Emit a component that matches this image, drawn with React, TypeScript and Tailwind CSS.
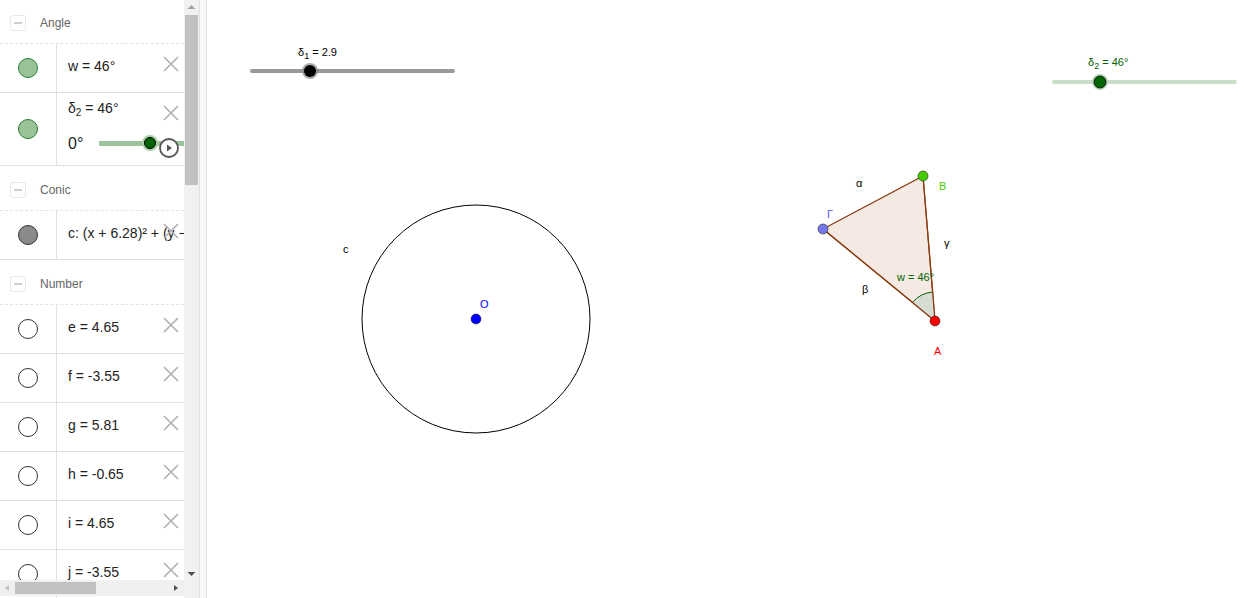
import React from "react";

const FONT = { fontFamily: '"Liberation Sans", Arial, sans-serif' };

function CloseX() {
  return (
    <svg className="absolute right-[4px] top-[11px]" width="18" height="18" viewBox="0 0 18 18">
      <path d="M2 2 L16 16 M16 2 L2 16" stroke="#b0b0b0" strokeWidth="1.6" fill="none" />
    </svg>
  );
}

function Header({ label, top }: { label: string; top?: boolean }) {
  return (
    <div className={`flex items-center border-b border-dashed border-[#e4e4e4] pt-[3px] ${top ? "h-[44px]" : "h-[45px]"}`}>
      <div className="ml-[10px] flex h-[16px] w-[16px] items-center justify-center rounded-[3px] border border-[#e8e8e8]">
        <div className="h-[2px] w-[8px] bg-[#cfcfcf]" />
      </div>
      <span className="ml-[14px] text-[12px] text-[#666]">{label}</span>
    </div>
  );
}

function Dot({ kind }: { kind: "green" | "gray" | "empty" }) {
  const cls =
    kind === "green"
      ? "bg-[#99c299] border-[#2e7d32]"
      : kind === "gray"
      ? "bg-[#8a8a8a] border-[#333]"
      : "bg-white border-[#333]";
  return <div className={`h-[20px] w-[20px] rounded-full border ${cls}`} />;
}

function Row({ dot, text, h = 49 }: { dot: "green" | "gray" | "empty"; text: React.ReactNode; h?: number }) {
  return (
    <div className="flex border-b border-[#e0e0e0]" style={{ height: h }}>
      <div className="flex w-[57px] shrink-0 items-center justify-center border-r border-[#e0e0e0]">
        <Dot kind={dot} />
      </div>
      <div className="relative flex flex-1 items-center overflow-hidden pb-[3px] pl-[11px] text-[14px] text-[#222] whitespace-nowrap">
        {text}
        <CloseX />
      </div>
    </div>
  );
}

function Panel() {
  return (
    <div className="relative h-full w-[184px] shrink-0 overflow-hidden bg-white" style={FONT}>
      <Header label="Angle" top />
      <Row dot="green" text={<span>w = 46°</span>} />
      <div className="flex h-[73px] border-b border-[#e0e0e0]">
        <div className="flex w-[57px] shrink-0 items-center justify-center border-r border-[#e0e0e0]">
          <Dot kind="green" />
        </div>
        <div className="relative flex-1 overflow-hidden text-[14px] text-[#222]">
          <div className="absolute left-[11px] top-[5px] whitespace-nowrap">
            δ<sub className="text-[10px]">2</sub> = 46°
          </div>
          <CloseX />
          <div className="absolute left-[11px] top-[39px] text-[16px]">0°</div>
          <div className="absolute left-[42px] top-[48px] h-[5px] w-[90px] bg-[#9cc49c]" />
          <div className="absolute left-[85px] top-[42px] h-[16px] w-[16px] rounded-full bg-[#a9cfa9]" />
          <div className="absolute left-[87px] top-[44px] h-[12px] w-[12px] rounded-full border border-black bg-[#006400]" />
          <svg className="absolute left-[101px] top-[44px]" width="22" height="22" viewBox="0 0 22 22">
            <circle cx="11" cy="11" r="9" fill="white" stroke="#555" strokeWidth="1.8" />
            <path d="M9 7.5 L14 11 L9 14.5 Z" fill="#555" />
          </svg>
        </div>
      </div>
      <Header label="Conic" />
      <Row dot="gray" text={<span>c: (x + 6.28)² + (y − 2.5)² = 10</span>} />
      <Header label="Number" />
      <Row dot="empty" text={<span>e = 4.65</span>} />
      <Row dot="empty" text={<span>f = -3.55</span>} />
      <Row dot="empty" text={<span>g = 5.81</span>} />
      <Row dot="empty" text={<span>h = -0.65</span>} />
      <Row dot="empty" text={<span>i = 4.65</span>} />
      <Row dot="empty" text={<span>j = -3.55</span>} />
      <div className="absolute bottom-[2px] left-0 flex h-[16px] w-[184px] items-center bg-[#f0f0f0]">
        <svg width="15" height="16" viewBox="0 0 15 16">
          <path d="M9 5 L5 8 L9 11 Z" fill="#c0c0c0" />
        </svg>
        <div className="h-[12px] w-[81px] bg-[#c1c1c1]" />
        <div className="flex-1" />
        <svg width="15" height="16" viewBox="0 0 15 16">
          <path d="M5 5 L9 8 L5 11 Z" fill="#505050" />
        </svg>
      </div>
    </div>
  );
}

function VScroll() {
  return (
    <div className="flex h-full w-[15px] shrink-0 flex-col bg-[#f1f1f1]">
      <svg width="15" height="15" viewBox="0 0 15 15">
        <path d="M3.5 9 L7.5 5 L11.5 9 Z" fill="#a3a3a3" />
      </svg>
      <div className="mx-[1px] h-[170px] bg-[#c1c1c1]" />
      <div className="flex-1" />
      <svg width="15" height="15" viewBox="0 0 15 15" className="mb-[17px]">
        <path d="M3.5 6 L7.5 10 L11.5 6 Z" fill="#505050" />
      </svg>
    </div>
  );
}

function Canvas() {
  return (
    <div className="relative h-full flex-1 bg-white">
      <svg className="absolute left-0 top-0" width="1051" height="598" style={FONT}>
        <g transform="translate(-207,0)">
          {/* slider δ1 */}
          <line x1="252" y1="71" x2="453" y2="71" stroke="#999" strokeWidth="4" strokeLinecap="round" />
          <circle cx="310" cy="71" r="8" fill="#888" opacity="0.7" />
          <circle cx="310" cy="71" r="6" fill="#000" />
          <text x="298" y="56" fontSize="11" fill="#000">
            δ<tspan fontSize="9" dy="3">1</tspan>
            <tspan dy="-3"> = 2.9</tspan>
          </text>
          {/* slider δ2 */}
          <line x1="1054" y1="82" x2="1235" y2="82" stroke="#c9dec9" strokeWidth="4" strokeLinecap="round" />
          <circle cx="1100" cy="82" r="8" fill="#bcd6bc" />
          <circle cx="1100" cy="82" r="6" fill="#006400" stroke="#000" strokeWidth="0.8" />
          <text x="1088" y="66" fontSize="11" fill="#006400">
            δ<tspan fontSize="9" dy="3">2</tspan>
            <tspan dy="-3"> = 46°</tspan>
          </text>
          {/* circle */}
          <circle cx="476" cy="319" r="114" fill="none" stroke="#000" strokeWidth="1" />
          <text x="343" y="253" fontSize="11" fill="#000">c</text>
          <circle cx="476" cy="319" r="5" fill="#0000ff" stroke="#222" strokeWidth="0.6" />
          <text x="480" y="308" fontSize="11" fill="#0000ff">O</text>
          {/* triangle */}
          <polygon points="823,229 923,176 935,321" fill="#f4e9e3" stroke="#8b3a0f" strokeWidth="1.2" />
          <path d="M935 321 L912.4 302.5 A29 29 0 0 1 932.6 292.1 Z" fill="#d7dcd3" stroke="none" />
          <path d="M912.4 302.5 A29 29 0 0 1 932.6 292.1" fill="none" stroke="#006400" strokeWidth="1" />
          <line x1="923" y1="176" x2="935" y2="321" stroke="#8b3a0f" strokeWidth="1.2" />
          <line x1="823" y1="229" x2="935" y2="321" stroke="#8b3a0f" strokeWidth="1.2" />
          <circle cx="923" cy="176" r="5" fill="#44cc00" stroke="#222" strokeWidth="0.6" />
          <circle cx="823" cy="229" r="5" fill="#7777ee" stroke="#222" strokeWidth="0.6" />
          <circle cx="935" cy="321" r="5" fill="#ff0000" stroke="#222" strokeWidth="0.6" />
          <text x="897" y="281" fontSize="11" fill="#006400">w = 46°</text>
          <text x="856" y="187" fontSize="11" fill="#000">α</text>
          <text x="939" y="190" fontSize="11" fill="#44cc00">B</text>
          <text x="827" y="218" fontSize="11" fill="#5555ff">Γ</text>
          <text x="944" y="247" fontSize="11" fill="#000">γ</text>
          <text x="862" y="293" fontSize="11" fill="#000">β</text>
          <text x="934" y="355" fontSize="11" fill="#ff0000">A</text>
        </g>
      </svg>
    </div>
  );
}

export default function App() {
  return (
    <div className="flex h-[598px] w-[1258px] overflow-hidden bg-white">
      <Panel />
      <VScroll />
      <div className="h-full w-[8px] shrink-0 border-x border-[#e0e0e0] bg-[#f8f8f8]" />
      <Canvas />
    </div>
  );
}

### The problem
Copy each line of the data above that holds "React".

### The reply
Emit a component that matches this image, drawn with React, TypeScript and Tailwind CSS.
import React from "react";
function Row({ dot, text, h = 49 }: { dot: "green" | "gray" | "empty"; text: React.ReactNode; h?: number }) {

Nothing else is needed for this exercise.